Counting what matters in professional development

As some smart person once said, you have to count what matters to make what matters count.

Professional development plans often have “measurable outcomes”, accountability, and other such means to prove that professional development is successful. But very often, the evidence of success is simply “showing up”. You go to a workshop or conference, you get credit. It doesn’t matter if the workshop was boring or if you knit a sweater instead of participating. The measure of success unfortunately has little to do with the intended outcome.

As Mike Maloy pointed out in the comments on my recent post, What is Professional Development?, some of this is a matter of finding better ways to document what’s happening. What is the evidence that any professional development works. In the big picture, you hope that professional development makes a teacher better, and a better teacher will produce better results in the classroom. How do you measure better results in the classroom? Saying there is a certain amount of disagreement here may be the understatement of the century.

What Matters is Your Vision
When we work with schools as part of a grant, there is often an evaluation design that seeks to measure the effectiveness of the grant. When we sit down to talk about what to evaluate, we always advocate that the evaluation actually measures all the outcomes you would like to see. Not just the usual suspects that are easy to measure, like test scores.

What’s your biggest dream? What would like to shout to the clouds when you are finished?

Isn’t the real vision that you hope to see kids more engaged, teachers who feel that they are doing a better job, parents who see that their kids education is more relevant? So why not ask those questions. There’s nothing wrong with combining test scores with a survey that asks questions that go to the heart of the matter. If you don’t ask what you really want to know, the opportunity is lost forever.

It’s often dismissed as “touchy-feely” to include subjective questions and measures, and yet, this is often exactly what we hope happens when we implement a new project. Somehow, affective and subjective have become a dirty words.

Blending PD Models to Produce Measurable Results
In my recent post, Six Degrees of Professional Development, I grouped PD into these types: Academic coursework, Workshops/sessions, Formal research, Informal, Classroom embedded, Action research. The reason I these particular groups is that 1) they situate the PD and 2) illustrates the strengths and weaknesses of each model at creating evidence of success.

Some of the more informal PD types are notoriously bad at creating measurable results, because documenting them undermines the reason they are interesting and easy. Imagine documenting your Twitter interactions, as an extreme example, or counting your Diigo friends and getting a “score” based on friends and how many bookmarks you post. That’s a sure fire way to stop participation!

But sometimes it really makes sense. Blogging, for example, is something that creates “evidence”. As I outlined in the post, Six Degrees of Professional Development, combining the informal practice of blogging with the discipline of action research can give you the best of both.

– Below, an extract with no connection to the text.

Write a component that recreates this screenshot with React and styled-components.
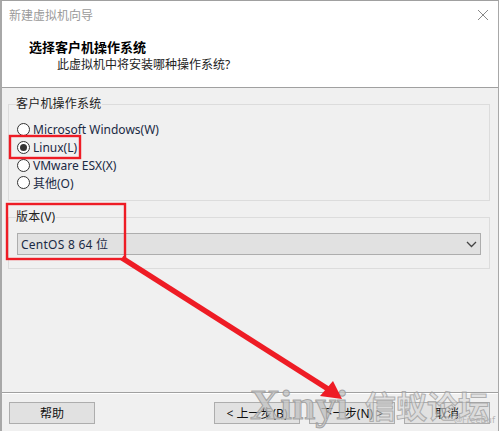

Say for example that someone blogged every day and gave a “score” for how they felt the day went. For example, a teacher could rate their own feeling of satisfaction that the lesson went well, or how well behaved the class was, or any other item that might be important. A simple scoring system from 1-5 would end up giving you data. After a time, you could extract data from the blog. Maybe you’ll find that scores are always better on Fridays, or worse after a 3 day weekend. To delve deeper, you could try to connect events actually recorded in the blog with the scores. You may notice that every day you go to Starbucks, it’s a better day. You might keep track of greeting the class in a certain way, or using an active whiteboard, or turning up the air conditioning. Just because the criteria is subjective doesn’t mean it can’t be measured.

What matters is counting what YOU think will make a difference, and proving it by measuring what YOU think counts.